Tarih bir milletin hafızasıdır kâri. Kim olduğunu, ne olduğunu, nereden geldiğini ve nasıl geldiğini o hafızanın dehlizlerinde bulur milletler. Tam da bu sebeple tarih ilmi, sadece yazılan, okunan veya anlatılan bir hikâye ya da efsane değil esasında bir kimlik ve şuurdur. Ne de güzel söylenmiştir; bugünü var eden dündür; dünü bilmeden bugünü okumaya çalışmak hem beyhude bir uğraş ve hem de sonuçsuz kalacak bir gayrettir yani. Tarihini kaybeden ya da bilmeyen milletler hafızasını yitirmiş insanlar gibidirler. Bu sebeple tarih üzerine yapılan çalışmalar bir şuuru kazandırmak, bir hakikati hatırlatmak ve hafızayı yeniden tazelemek olacaktır. Ve oluyor da…
Bizim gibi büyük milletler arkalarında öyle birkaç asırlık efsaneler değil koca bir maziyi bırakıp da bu günlere gelirler. Her geçtikleri yerde ve yaşadıkları her vakitte kendilerinden izler bırakır ve o izleri bir kültür mirası haline getirirler. İhtiyacı sanata dönüştürür ve sanatı miras diye sonrakilere emanet ederler. Ve bu büyük medeniyetler kurabilmiş, inancını hayatına nakşedebilmiş milletlerin işidir. Yani bizim gibilerin işi…
Osmanlı bir kayıt medeniyetidir. Bir taşın tarihini, bir ağacın tarihini yazan ecdat kendisine şiar diye bildiği ve düstur diye kabul ettiği “İnsanı yaşat ki devlet yaşasın” fehvasınca insanını yaşatmak için kurduğu şehirlerinin de tarihini yani hafızasını elbette kayda almış ve muhafaza etmiştir. Kurdukları köklü medeniyeti halen dahi birer nişan gibi sağlam ve kavi ayakta kalan kadim şehirleriyle vücuda getirmiş ve bugünün modern şehircilik kavramını anlamaya çalışanları dahi hayrete düşürecek bir mantıkla şehir müesseseleri kurup önce toprağı vatan yapmış sonra vatanı sanata çevirmişlerdir ve yaşanabilir alanları birer sanat eserine tahvil etmişlerdir.
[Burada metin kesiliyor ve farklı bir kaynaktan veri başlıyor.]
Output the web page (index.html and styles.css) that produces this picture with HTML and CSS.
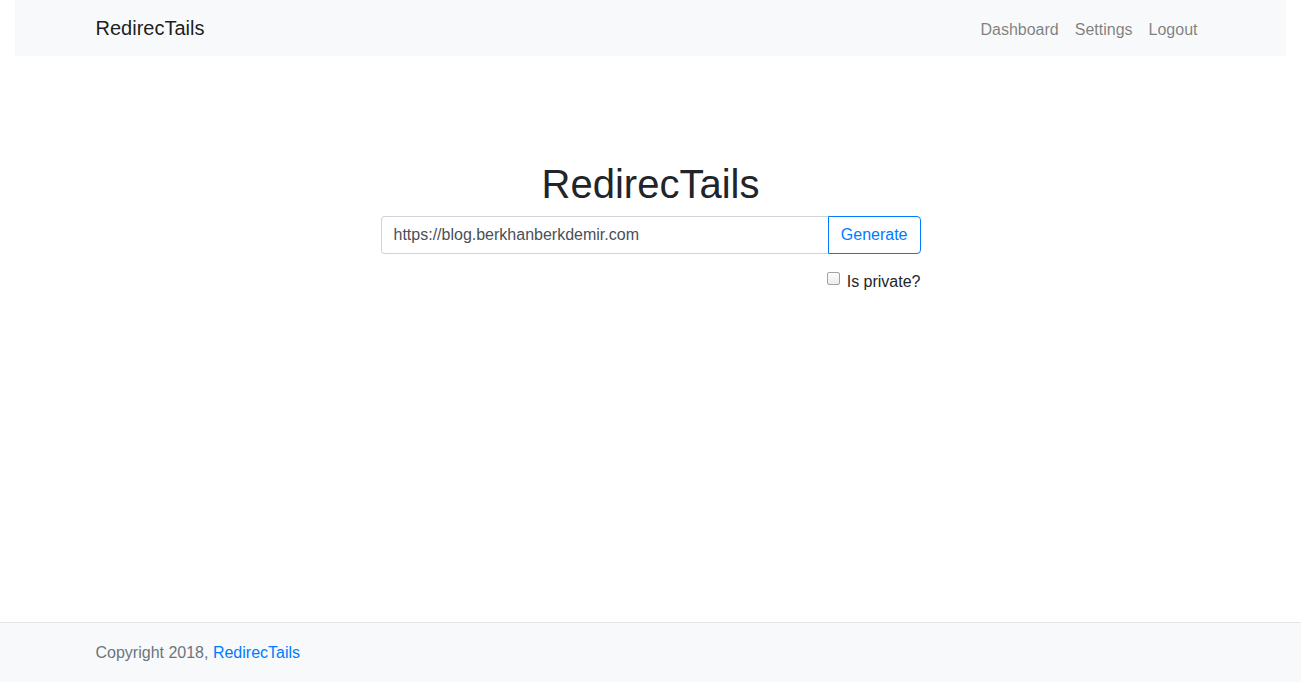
FILE: index.html
```html
<!DOCTYPE html>
<html lang="en">
<head>
<meta charset="utf-8">
<title>RedirecTails</title>
<link rel="stylesheet" href="styles.css">
</head>
<body>
<div class="page">
  <div class="nav-wrap">
    <nav class="navbar">
      <div class="container nav-inner">
        <a class="brand" href="#">RedirecTails</a>
        <ul class="nav-links">
          <li><a href="#">Dashboard</a></li>
          <li><a href="#">Settings</a></li>
          <li><a href="#">Logout</a></li>
        </ul>
      </div>
    </nav>
  </div>
  <main class="main">
    <div class="container">
      <div class="form-col">
        <h1 class="title">RedirecTails</h1>
        <form class="gen-form">
          <div class="input-group">
            <input class="form-control" type="text" value="https://blog.berkhanberkdemir.com">
            <button class="btn-outline" type="button">Generate</button>
          </div>
          <div class="check-row">
            <input class="check" type="checkbox" id="private">
            <label for="private" class="check-label">Is private?</label>
          </div>
        </form>
      </div>
    </div>
  </main>
  <footer class="footer">
    <div class="container">
      <span class="footer-text">Copyright 2018, <a href="#">RedirecTails</a></span>
    </div>
  </footer>
</div>
</body>
</html>
```

FILE: styles.css
```css
* { box-sizing: border-box; }
html, body { margin: 0; padding: 0; }
body {
  font-family: "Liberation Sans", Arial, sans-serif;
  font-size: 16px;
  line-height: 1.5;
  color: #212529;
  background: #fff;
}
a { text-decoration: none; }
.page {
  min-height: 100vh;
  display: flex;
  flex-direction: column;
}
.container {
  width: 100%;
  max-width: 1140px;
  margin: 0 auto;
  padding: 0 15px;
}
.nav-wrap { padding: 0 15px; }
.navbar {
  background: #f8f9fa;
  padding: 8px 0;
  height: 56px;
}
.nav-inner {
  display: flex;
  align-items: baseline;
  justify-content: space-between;
}
.brand {
  font-size: 20px;
  line-height: 30px;
  padding: 5px 0;
  color: rgba(0,0,0,.9);
}
.nav-links {
  list-style: none;
  margin: 0;
  padding: 0;
  display: flex;
}
.nav-links a {
  display: block;
  padding: 0 8px;
  color: rgba(0,0,0,.5);
  line-height: 24px;
}
.main {
  flex: 1;
  padding-top: 104px;
}
.form-col {
  width: 540px;
  margin: 0 auto;
}
.title {
  margin: 0 0 8px;
  font-size: 40px;
  font-weight: 500;
  line-height: 1.2;
  text-align: center;
}
.input-group {
  display: flex;
  margin-bottom: 16px;
}
.form-control {
  flex: 1;
  min-width: 0;
  height: 38px;
  padding: 6px 12px;
  font: inherit;
  font-size: 16px;
  color: #495057;
  border: 1px solid #ced4da;
  border-right: 0;
  border-radius: 4px 0 0 4px;
  background: #fff;
}
.btn-outline {
  height: 38px;
  padding: 6px 12px;
  font: inherit;
  font-size: 16px;
  color: #007bff;
  background: #fff;
  border: 1px solid #007bff;
  border-radius: 0 4px 4px 0;
}
.check-row {
  display: flex;
  justify-content: flex-end;
  align-items: flex-start;
  height: 24px;
}
.check {
  -webkit-appearance: none;
  appearance: none;
  width: 13px;
  height: 13px;
  margin: 2px 7px 0 0;
  border: 1px solid #a3a3a3;
  border-radius: 2px;
  background: linear-gradient(#fdfdfd, #ececec);
}
.check-label { line-height: 24px; }
.footer {
  height: 60px;
  background: #f8f9fa;
  border-top: 1px solid #e5e5e5;
}
.footer-text {
  line-height: 59px;
  color: #6c757d;
}
.footer-text a { color: #007bff; }
```
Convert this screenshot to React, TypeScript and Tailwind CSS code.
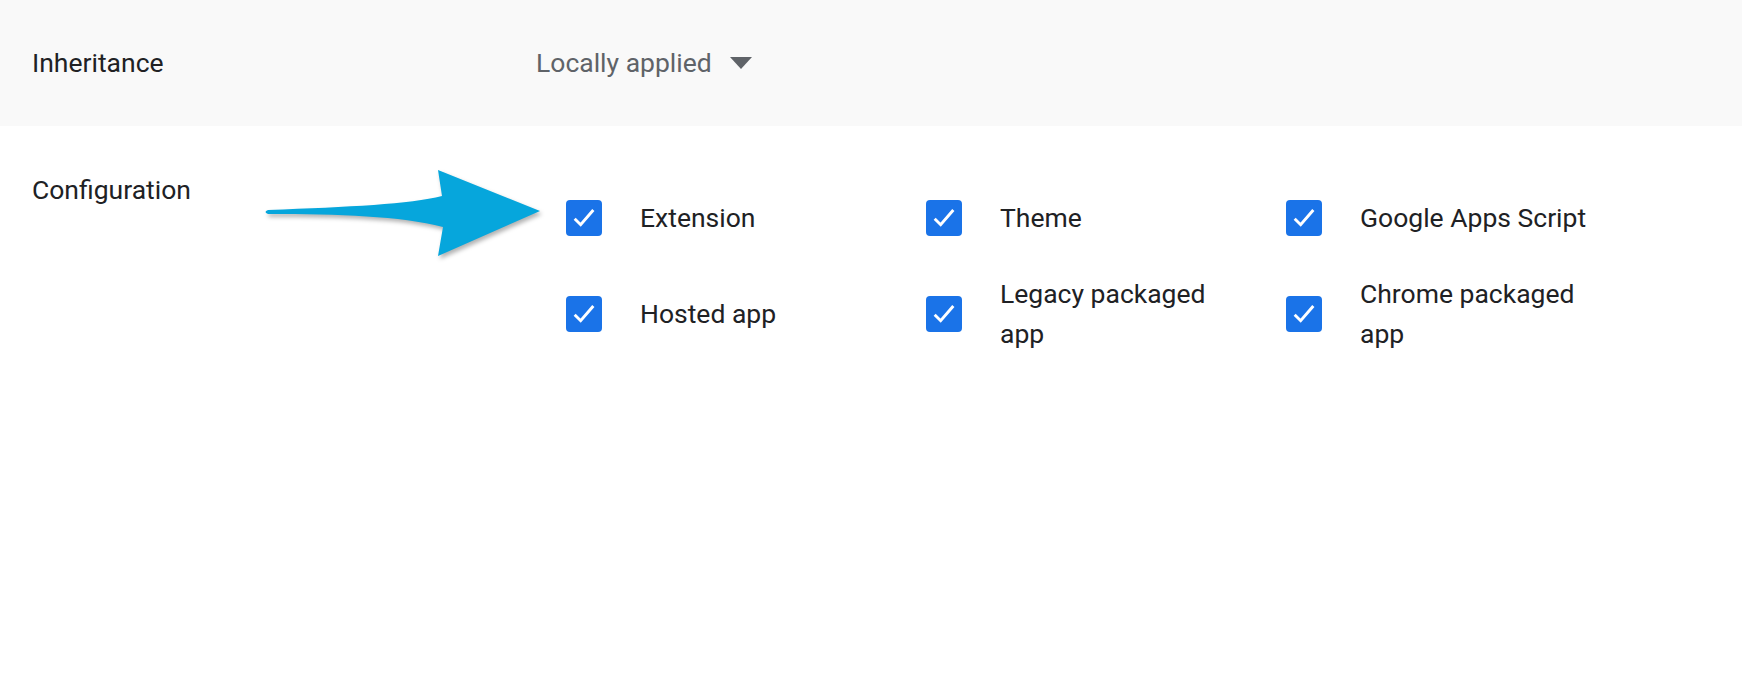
import React from 'react';

const items = [
  'Extension',
  'Theme',
  'Google Apps Script',
  'Hosted app',
  'Legacy packaged app',
  'Chrome packaged app',
];

const Check = () => (
  <div className="w-[36px] h-[36px] shrink-0 rounded-[4px] bg-[#1a73e8] flex items-center justify-center">
    <svg width="32" height="32" viewBox="0 0 24 24" fill="none">
      <path d="M5 12.5l4.5 4.5L19 6" stroke="white" strokeWidth="2.2" />
    </svg>
  </div>
);

const App = () => {
  return (
    <div className="w-[1742px] h-[676px] bg-white text-[26.5px] text-[#202124]" style={{ fontFamily: 'Roboto, sans-serif' }}>
      {/* Inheritance row */}
      <div className="h-[126px] bg-[#f9f9f9] flex items-center pl-[32px]">
        <div className="w-[504px]">Inheritance</div>
        <div className="flex items-center gap-[18px] text-[#5f6368]">
          <span>Locally applied</span>
          <svg width="22" height="12" viewBox="0 0 22 12">
            <path d="M0 0h22L11 12z" fill="#5f6368" />
          </svg>
        </div>
      </div>

      {/* Configuration row */}
      <div className="flex pl-[32px] pt-[44px]">
        <div className="w-[534px]">Configuration</div>
        <div className="relative grid grid-cols-[360px_360px_360px] gap-y-[16px] pt-[8px]">
          <svg className="absolute left-[-306px] top-[0px] drop-shadow-[2px_3px_2px_rgba(0,0,0,0.3)]" width="290" height="90" viewBox="0 0 290 90">
            <path d="M8 40 C90 37 150 34 182 26 L178 0 L280 41 L178 86 L183 57 C140 46 80 44 8 44 Q3 42 8 40z" fill="#06a6dc" />
          </svg>
          {items.map((label) => (
            <div key={label} className="flex items-center h-[80px]">
              <Check />
              <div className="ml-[38px] w-[240px] leading-[40px]">{label}</div>
            </div>
          ))}
        </div>
      </div>
    </div>
  );
};

export default App;
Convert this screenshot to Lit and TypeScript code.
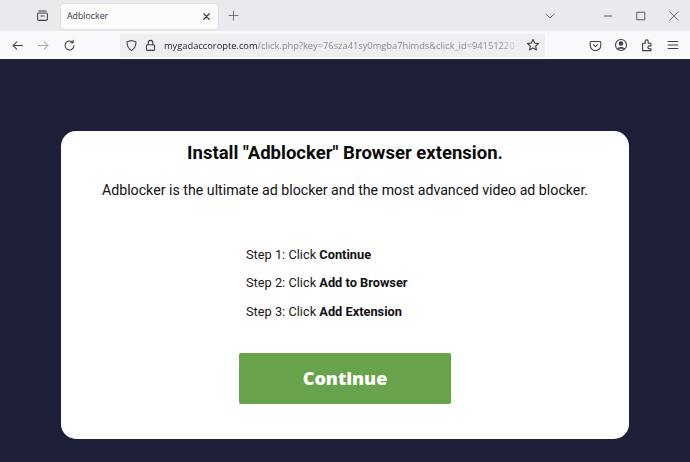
import { LitElement, html, css, svg } from "lit";
import { customElement } from "lit/decorators.js";

const ic = (w: number, body: unknown, cls = "") => html`<svg class="ic ${cls}" width="${w}" height="${w}" viewBox="0 0 16 16" fill="none" stroke="#3f3f46" stroke-width="1.3" stroke-linecap="round" stroke-linejoin="round">${body}</svg>`;

@customElement("app-root")
export class AppRoot extends LitElement {
  static styles = css`
    :host { display: flex; flex-direction: column; width: 690px; height: 462px; overflow: hidden; background: #1c1f37; font-family: "Open Sans", "Noto Sans", sans-serif; }
    .ic { display: block; flex: none; }
    .tabbar { height: 31px; background: #e9e9ee; display: flex; align-items: center; flex: none; }
    .view { width: 58px; display: flex; justify-content: center; padding-left: 26px; box-sizing: border-box; }
    .tab { width: 157px; height: 25px; margin-left: 3px; margin-top: 1px; background: #fbfbfc; border-radius: 3px; box-shadow: 0 0 2px #0002; display: flex; align-items: center; justify-content: space-between; padding: 0 6px 0 6px; box-sizing: border-box; font-size: 8.800px; color: #3a3a40; }
    .plus { margin-left: 9px; }
    .spacer { flex: 1; }
    .caret { margin-right: 46px; }
    .winbtn { display: flex; gap: 21px; margin-right: 10px; align-items: center; }
    .nav { height: 28px; background: #f9f9fb; display: flex; align-items: center; flex: none; padding-left: 11px; }
    .navbtns { display: flex; gap: 13px; align-items: center; width: 109px; }
    .url { width: 425px; height: 23px; background: #efeff2; display: flex; align-items: center; padding: 0 5px 0 5px; box-sizing: border-box; gap: 6px; }
    .addr { flex: 1; min-width: 0; white-space: nowrap; overflow: hidden; font-size: 9.300px; padding-left: 1px; color: #8a8a92; -webkit-mask-image: linear-gradient(90deg, #000 94%, transparent); mask-image: linear-gradient(90deg, #000 94%, transparent); }
    .addr b { font-weight: 500; color: #1d1d22; }
    .tools { display: flex; gap: 12px; margin-left: 44px; align-items: center; }
    .page { flex: 1; display: flex; justify-content: center; align-items: flex-start; padding-top: 70.500px; border-top: 1px solid #2a2a32; }
    .card { width: 568px; height: 308px; background: #fff; border-radius: 15px; display: flex; flex-direction: column; align-items: center; box-sizing: border-box; padding-top: 10px; color: #000; font-family: Roboto, sans-serif; }
    h1 { margin: 0; font-size: 18.500px; line-height: 24px; font-weight: 700; color: #0a0a0a; }
    .lead { margin: 15.500px 0 0; font-size: 14.200px; line-height: 20px; color: #111; }
    .steps { margin-top: 45px; align-self: flex-start; margin-left: 185px; display: flex; flex-direction: column; gap: 9.250px; font-size: 12.800px; line-height: 19px; color: #1a1a1a; }
    .steps b { font-weight: 700; color: #111; }
    .btn { margin-top: 32.500px; width: 212.500px; height: 50.500px; background: #67a34a; border-radius: 2px; display: flex; align-items: center; justify-content: center; color: #fff; font-family: "Open Sans", sans-serif; font-weight: 800; font-size: 18px; }
  `;

  render() {
    return html`
      <div class="tabbar">
        <div class="view">${ic(13, svg`<rect x="2" y="5" width="12" height="9" rx="1.5"/><path d="M3.5 2.5h9M6 8.5h4"/>`)}</div>
        <div class="tab"><span>Adblocker</span>${ic(11, svg`<path d="M4 4l8 8M12 4l-8 8" stroke-width="1.8"/>`)}</div>
        <div class="plus">${ic(13, svg`<path d="M8 2.5v11M2.5 8h11" stroke="#777"/>`)}</div>
        <div class="spacer"></div>
        <div class="caret">${ic(12, svg`<path d="M2.5 5.5L8 10.5l5.500-5" stroke="#666"/>`)}</div>
        <div class="winbtn">
          ${ic(12, svg`<path d="M3 8h10" stroke-width="1.4" stroke="#555"/>`)}
          ${ic(12, svg`<rect x="3" y="3" width="10" height="10" stroke="#555"/>`)}
          ${ic(12, svg`<path d="M2.500 2.500l11 11M13.500 2.500l-11 11" stroke="#555" stroke-width="1.100"/>`)}
        </div>
      </div>
      <div class="nav">
        <div class="navbtns">
          ${ic(13, svg`<path d="M14 8H2.500M7 3.500L2.500 8 7 12.500"/>`)}
          ${ic(13, svg`<path d="M2 8h11.500M9 3.500L13.500 8 9 12.500" stroke="#a9a9b0"/>`)}
          ${ic(13, svg`<path d="M13.500 8a5.500 5.500 0 1 1-1.800-4.100M12.500 1.500v3h-3"/>`)}
        </div>
        <div class="url">
          ${ic(13, svg`<path d="M8 1.800l5.500 1.700c0 5-1.500 8.800-5.500 10.700C4 12.300 2.500 8.500 2.500 3.500z"/>`)}
          ${ic(13, svg`<rect x="3" y="7" width="10" height="7" rx="1.200"/><path d="M5.200 7V4.500a2.800 2.800 0 0 1 5.600 0V7"/>`)}
          <div class="addr"><b>mygadaccoropte.com</b>/click.php?key=76sza41sy0mgba7himds&amp;click_id=94151220-</div>
          ${ic(14, svg`<path d="M8 1.800l1.900 4 4.300.5-3.200 3 .9 4.400L8 11.500l-3.900 2.200.9-4.400-3.200-3 4.300-.5z"/>`)}
        </div>
        <div class="tools">
          ${ic(13, svg`<path d="M2.500 3h11a1 1 0 0 1 1 1v4a6.500 6.500 0 0 1-13 0V4a1 1 0 0 1 1-1z"/><path d="M5.500 7L8 9.500 10.500 7"/>`)}
          ${ic(14, svg`<circle cx="8" cy="8" r="6.300"/><circle cx="8" cy="6.300" r="2" fill="#3f3f46"/><path d="M4.300 12.300c1-1.900 6.400-1.900 7.400 0" fill="#3f3f46"/>`)}
          ${ic(14, svg`<path d="M3 6h3V3.800a1.700 1.700 0 0 1 3.400 0V6h3.100v3h-1.800a1.700 1.700 0 0 0 0 3.400h1.800v2.100H3z"/>`)}
          ${ic(14, svg`<path d="M2.500 4h11M2.500 8h11M2.500 12h11"/>`)}
        </div>
      </div>
      <div class="page">
        <div class="card">
          <h1>Install "Adblocker" Browser extension.</h1>
          <p class="lead">Adblocker is the ultimate ad blocker and the most advanced video ad blocker.</p>
          <div class="steps">
            <div>Step 1: Click <b>Continue</b></div>
            <div>Step 2: Click <b>Add to Browser</b></div>
            <div>Step 3: Click <b>Add Extension</b></div>
          </div>
          <div class="btn">Continue</div>
        </div>
      </div>
    `;
  }
}
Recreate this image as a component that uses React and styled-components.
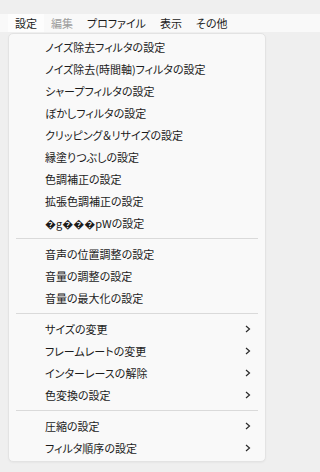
import React from 'react';
import styled, { createGlobalStyle } from 'styled-components';

const Global = createGlobalStyle`
    html, body {
        margin: 0;
        padding: 0;
        background: #efefef;
    }
    body {
        font-family: "Noto Sans CJK JP", "Noto Sans", sans-serif;
        font-size: 11px;
        color: #1b1b1b;
        font-feature-settings: "palt";
    }
`

const Page = styled.div`
    height: 472px;
    padding-top: 14px;
    box-sizing: border-box;
`

const MenuBar = styled.nav`
    display: flex;
    align-items: center;
    height: 18px;
    padding-left: 8px;
    background: #f9f9f9;
`

const BarItem = styled.div`
    padding: 0 7px;
    line-height: 18px;
    color: ${props => props.disabled ? '#9d9d9d' : '#1b1b1b'};
    background: ${props => props.active ? '#fdfdfd' : 'transparent'};
`

const Popup = styled.div`
    margin: 1px 0 0 8px;
    width: 258px;
    box-sizing: border-box;
    background: #f9f9f9;
    border: 1px solid #e3e3e3;
    border-radius: 5px;
    padding: 2px 0;
    box-shadow: 0 1px 2px rgba(0, 0, 0, 0.04);
`

const Item = styled.div`
    display: flex;
    align-items: center;
    justify-content: space-between;
    height: 22px;
    padding: 0 14px 0 36px;
    white-space: nowrap;
`

const Separator = styled.div`
    height: 1px;
    margin: 4px 7px;
    background: #dadada;
`

const Chevron = () => (
    <svg width="6" height="8" viewBox="0 0 6 8">
        <path d="M1 1 L4.5 4 L1 7" fill="none" stroke="#2a2a2a" strokeWidth="1.2" />
    </svg>
);

const groups = [
    [
        'ノイズ除去フィルタの設定',
        'ノイズ除去(時間軸)フィルタの設定',
        'シャープフィルタの設定',
        'ぼかしフィルタの設定',
        'クリッピング＆リサイズの設定',
        '縁塗りつぶしの設定',
        '色調補正の設定',
        '拡張色調補正の設定',
        '\uFFFDg\uFFFD\uFFFD\uFFFDpWの設定',
    ],
    [
        '音声の位置調整の設定',
        '音量の調整の設定',
        '音量の最大化の設定',
    ],
    [
        'サイズの変更',
        'フレームレートの変更',
        'インターレースの解除',
        '色変換の設定',
    ],
    [
        '圧縮の設定',
        'フィルタ順序の設定',
    ],
];

function App() {
    return (
        <>
            <Global />
            <Page>
                <MenuBar>
                    <BarItem active>設定</BarItem>
                    <BarItem disabled>編集</BarItem>
                    <BarItem>プロファイル</BarItem>
                    <BarItem>表示</BarItem>
                    <BarItem>その他</BarItem>
                </MenuBar>
                <Popup>
                    {groups.map((group, gi) => (
                        <React.Fragment key={gi}>
                            {gi > 0 && <Separator />}
                            {group.map(label => (
                                <Item key={label}>
                                    <span>{label}</span>
                                    {gi >= 2 && <Chevron />}
                                </Item>
                            ))}
                        </React.Fragment>
                    ))}
                </Popup>
            </Page>
        </>
    );
}

export default App;
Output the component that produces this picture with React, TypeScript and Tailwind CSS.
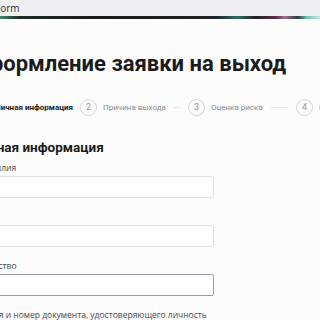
import React from "react";

const steps = [
  { n: "1", label: "Личная информация", active: true },
  { n: "2", label: "Причина выхода" },
  { n: "3", label: "Оценка риска" },
  { n: "4", label: "Решение" },
];

function Field({ label, focused }: { label: string; focused?: boolean }) {
  return (
    <div className="flex flex-col">
      <div className="text-[8.5px] leading-[10px] text-[#4a4a4a] mb-[3px] whitespace-nowrap">{label}</div>
      <div
        className={
          "h-[22px] w-[236px] rounded-[2px] bg-white border " +
          (focused ? "border-[#9c9ca8]" : "border-[#e3e3e3]")
        }
      />
    </div>
  );
}

export default function App() {
  return (
    <div
      className="w-[320px] h-[320px] overflow-hidden bg-[#fcfcfc] text-[#1b1b1b]"
      style={{ fontFamily: '"Open Sans", "Noto Sans", sans-serif' }}
    >
      <div className="h-[16px] bg-[#efeff1] flex items-center overflow-hidden">
        <span className="ml-[-5px] text-[10px] leading-none text-[#333] whitespace-nowrap">Form</span>
      </div>
      <div className="h-[3px] bg-[linear-gradient(90deg,#3e8a74_0%,#1d2a26_6%,#1a1a1a_30%,#20201e_60%,#1c2530_68%,#2b6e63_74%,#222_80%,#5a2a48_86%,#a36c8f_89%,#2c3b3a_93%,#6fc6b8_96%,#c9e2de_100%)]" />
      <div className="ml-[-28px] pt-[32px] flex flex-col">
        <h1
          className="text-[22px] leading-[26px] font-bold whitespace-nowrap"
          style={{ fontFamily: 'Roboto, "Open Sans", sans-serif' }}
        >
          Оформление заявки на выход
        </h1>
        <div
          className="mt-[22px] flex items-center whitespace-nowrap"
          style={{ fontFamily: 'Roboto, "Open Sans", sans-serif' }}
        >
          {steps.map((s) => (
            <div key={s.n} className="w-[108px] shrink-0 flex items-center overflow-hidden">
              <div
                className={
                  "w-[17px] h-[17px] shrink-0 rounded-full border flex items-center justify-center text-[9px] leading-none " +
                  (s.active ? "border-[#1b1b1b] text-[#1b1b1b]" : "border-[#d4d4d4] text-[#9a9a9a]")
                }
              >
                {s.n}
              </div>
              <span
                className={
                  "ml-[6px] shrink-0 text-[8px] leading-[10px] " +
                  (s.active ? "font-bold text-[#1b1b1b]" : "text-[#8a8a8a]")
                }
              >
                {s.label}
              </span>
              <div className="flex-1 h-px mx-2 bg-[#e6e6e6]" />
            </div>
          ))}
        </div>
        <h2
          className="mt-[21px] text-[13.5px] leading-[20px] font-bold whitespace-nowrap"
          style={{ fontFamily: 'Roboto, "Open Sans", sans-serif' }}
        >
          Личная информация
        </h2>
        <div className="mt-[6px] ml-[6px] flex flex-col gap-[14px]">
          <Field label="Фамилия" />
          <Field label="Имя" />
          <Field label="Отчество" focused />
          <Field label="Серия и номер документа, удостоверяющего личность" />
        </div>
      </div>
    </div>
  );
}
Avize gibi göğe minareler asmış, türlü çiçeklerle bezer gibi toprağa camiler ekmişlerdir. İnanç tam da böyle sanat olmuştur işte.
Ecdadın dünya görüşü ve hayat anlayışında şehirler yalnızca binalardan, yapılardan, köprülerden, hanelerden, taştan tuğladan ve topraktan ibaret değildir. Şehirlerin de bir ruhu vardır. İnsanlar nasıl ki bir asrı bulmayan ömürlerine tecrübeler sığdırırlarsa şehirler de asırlarca biriken bir tecrübenin tecessüm etmiş halidirler. Dertleri, çileleri, sırları, efsunları ve bir davaları vardır şehirlerin de. Ve şehirlerin de hafızaları vardır. O hafıza onların tarihleri ve yaşanmışlıklarıdır.
Ecdat şehirlere bir ruh üflemiştir. Anlamsız ve maksatsız sadece günlük amaca ve insani ihtiyaca hizmet eden binalar değil onları bir medeniyet timsaline dönüştürecek mekânlara çevirmişlerdir. Ve bunların her birini kayıt altına alıp her birinin varlığına bu şekilde şahitlik etmişler, devlet tarihinin yanında şehirlerin tarihlerini de bizlere birer hazine misali bırakıp da gitmişlerdir.
…
Şimdi benim sorum şu; içinde yaşadığımız şehri ne kadar tanıyoruz? Ne kadar biliyoruz onun dertleri, sırları ve sakladıkları nelerdir? Onun ruhunu ne kadar anlayabiliyor ve ne kadar anlatabiliyoruz?